M. Pierre Dharréville. Ah, mais vous parlez du taux de remplacement ? Non, effectivement ! Vous mélangez tout !

M. Frédéric Petit. Ce n’est pas moi qui mélange tout ! C’est une règle de trois : si vous augmentez la rémunération…(M. Pierre Dharréville s’exclame.) Bref. J’ai terminé, monsieur le président.

M. Pierre Dharréville. On y reviendra, monsieur Petit, ne vous inquiétez pas !

M. le président. La parole est à Mme Jeanine Dubié.

Mme Jeanine Dubié. L’IRCANTEC gère également la retraite des élus locaux – maires, conseillers départementaux et régionaux. Applique-t-elle déjà un système par points ? L’élu local qui continue une activité salariée – et sera donc soumis au futur régime par points au titre de cette activité – pourra-t-il cumuler, pour le calcul de sa retraite, les points acquis sur une même période au titre, respectivement, de son mandat et de son activité professionnelle ?

M. le président. La parole est à M. Éric Woerth.

M. Éric Woerth. S’agissant de l’AGIRC-ARRCO – association générale des institutions de retraite des cadres et association pour le régime de retraite complémentaire des salariés –, la Cour des comptes,  en analysant que la valeur d’achat du point avait évolué plus rapidement que sa valeur de service – cette distinction est donc bien faite entre les deux valeurs –, a montré que le rendement du régime a diminué, passant de 6,56 % en 2015 à 5,99 % en 2018.

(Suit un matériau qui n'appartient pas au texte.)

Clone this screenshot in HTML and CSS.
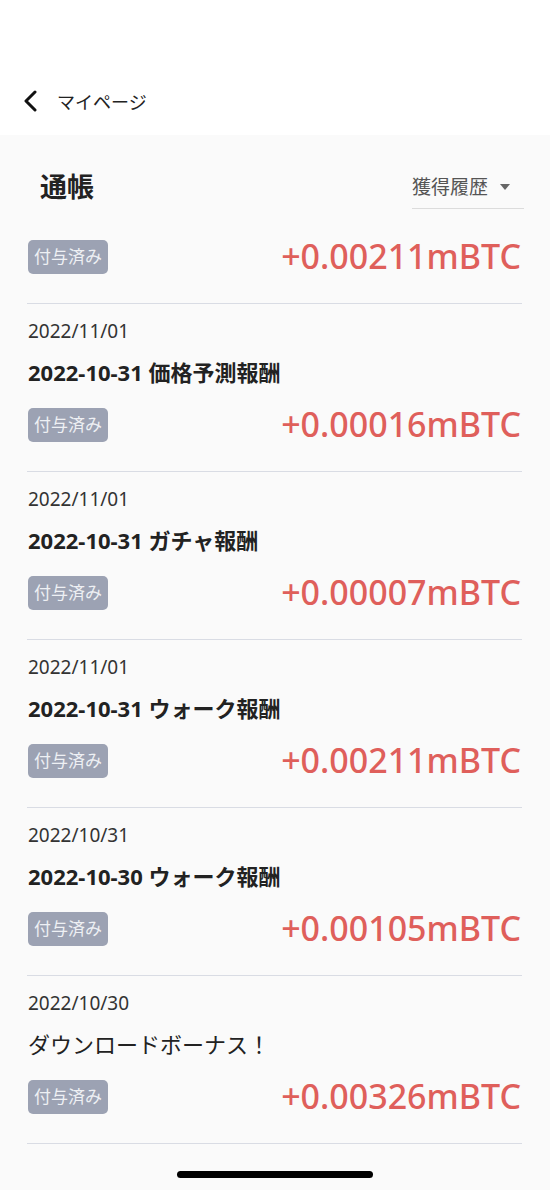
FILE: index.html
```html
<!DOCTYPE html>
<html>
<head>
  <title>通帳</title>
  <meta name="viewport" content="width=device-width, initial-scale=1">
  <link rel="stylesheet" href="styles.css">
</head>
<body>
  <!-- ヘッダー -->
  <div class="topbar">
    <svg class="back" width="16" height="22" viewBox="0 0 16 22">
      <path d="M13 2 L4 11 L13 20" fill="none" stroke="#111" stroke-width="3" stroke-linecap="round" stroke-linejoin="round"/>
    </svg>
    <span class="topbar-title">マイページ</span>
  </div>

  <div class="page">
    <div class="book-head">
      <div class="book-title">通帳</div>
      <div class="select">
        <span>獲得履歴</span>
        <span class="caret"></span>
      </div>
    </div>

    <div class="list">
      <div class="row first">
        <div class="row-foot">
          <span class="badge">付与済み</span>
          <span class="amount">+0.00211mBTC</span>
        </div>
      </div>
      <div class="row">
        <div class="date">2022/11/01</div>
        <div class="name">2022-10-31 価格予測報酬</div>
        <div class="row-foot">
          <span class="badge">付与済み</span>
          <span class="amount">+0.00016mBTC</span>
        </div>
      </div>
      <div class="row">
        <div class="date">2022/11/01</div>
        <div class="name">2022-10-31 ガチャ報酬</div>
        <div class="row-foot">
          <span class="badge">付与済み</span>
          <span class="amount">+0.00007mBTC</span>
        </div>
      </div>
      <div class="row">
        <div class="date">2022/11/01</div>
        <div class="name">2022-10-31 ウォーク報酬</div>
        <div class="row-foot">
          <span class="badge">付与済み</span>
          <span class="amount">+0.00211mBTC</span>
        </div>
      </div>
      <div class="row">
        <div class="date">2022/10/31</div>
        <div class="name">2022-10-30 ウォーク報酬</div>
        <div class="row-foot">
          <span class="badge">付与済み</span>
          <span class="amount">+0.00105mBTC</span>
        </div>
      </div>
      <div class="row">
        <div class="date">2022/10/30</div>
        <div class="name plain">ダウンロードボーナス！</div>
        <div class="row-foot">
          <span class="badge">付与済み</span>
          <span class="amount">+0.00326mBTC</span>
        </div>
      </div>
    </div>

    <div class="home-bar"></div>
  </div>
</body>
</html>
```

FILE: styles.css
```css
/* 全体 */
body {
  margin: 0;
  font-family: "Noto Sans", "Noto Sans CJK JP", sans-serif;
  color: #222;
  background: #fafafa;
}

/* ヘッダー */
.topbar {
  height: 135px;
  background: #fff;
  display: flex;
  align-items: center;
  padding: 66px 0 0 22px;
  box-sizing: border-box;
}

.back {
  display: block;
}

.topbar-title {
  margin-left: 19px;
  font-size: 18px;
  color: #222;
}

.page {
  background: #fafafa;
  min-height: 1055px;
  display: flex;
  flex-direction: column;
}

/* 通帳タイトルとセレクト */
.book-head {
  display: flex;
  justify-content: space-between;
  align-items: flex-start;
  padding: 34px 26px 0 40px;
}

.book-title {
  font-size: 27px;
  font-weight: bold;
  line-height: 36px;
}

.select {
  display: flex;
  align-items: center;
  width: 112px;
  margin-top: 5px;
  padding-bottom: 8px;
  border-bottom: 1px solid #dcdcdc;
  font-size: 19px;
  line-height: 26px;
  color: #555;
}

.caret {
  margin-left: 12px;
  width: 0;
  height: 0;
  border-left: 5px solid transparent;
  border-right: 5px solid transparent;
  border-top: 6px solid #666;
}

/* 履歴リスト */
.list {
  padding: 0 28px 0 27px;
}

.row {
  padding: 15px 0 29px 1px;
  border-bottom: 1px solid #d9dce4;
}

.row.first {
  padding-top: 30px;
}

.date {
  font-size: 19px;
  line-height: 24px;
  color: #333;
}

.name {
  margin-top: 15px;
  font-size: 22px;
  line-height: 28px;
  font-weight: bold;
}

.name.plain {
  font-weight: normal;
}

.row-foot {
  margin-top: 21px;
  display: flex;
  justify-content: space-between;
  align-items: center;
  height: 35px;
}

.row.first .row-foot {
  margin-top: 0;
}

.badge {
  background: #9ca2b3;
  color: #eef0f4;
  font-size: 17px;
  line-height: 34px;
  padding: 0 6px;
  border-radius: 5px;
}

.amount {
  font-size: 34px;
  font-weight: 500;
  color: #df5f5b;
  line-height: 35px;
  margin-right: 1px;
}

/* ホームインジケーター */
.home-bar {
  width: 196px;
  height: 7px;
  border-radius: 4px;
  background: #000;
  margin: auto auto 12px;
}
```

Une perte de valeur du point est donc bien constatée, en raison de l’évolution différenciée des valeurs de service, d’une part, et d’achat, d’autre part. Cela n’a rien de théorique : la Cour des comptes le relève clairement pour le régime complémentaire AGIRC-ARCCO. On peut toujours parler de valeur de rendement ou dire que l’on sait à quelle valeur correspondent les points que l’on possède ; en réalité, ces deux valeurs – de service et d’achat – dont nous reparlerons lorsque nous aborderons le sujet du point, sont absolument essentielles dans le régime que vous souhaitez créer. Il est nécessaire qu’elles restent bien liées pour éviter toute perte de rendement pour les retraites futures.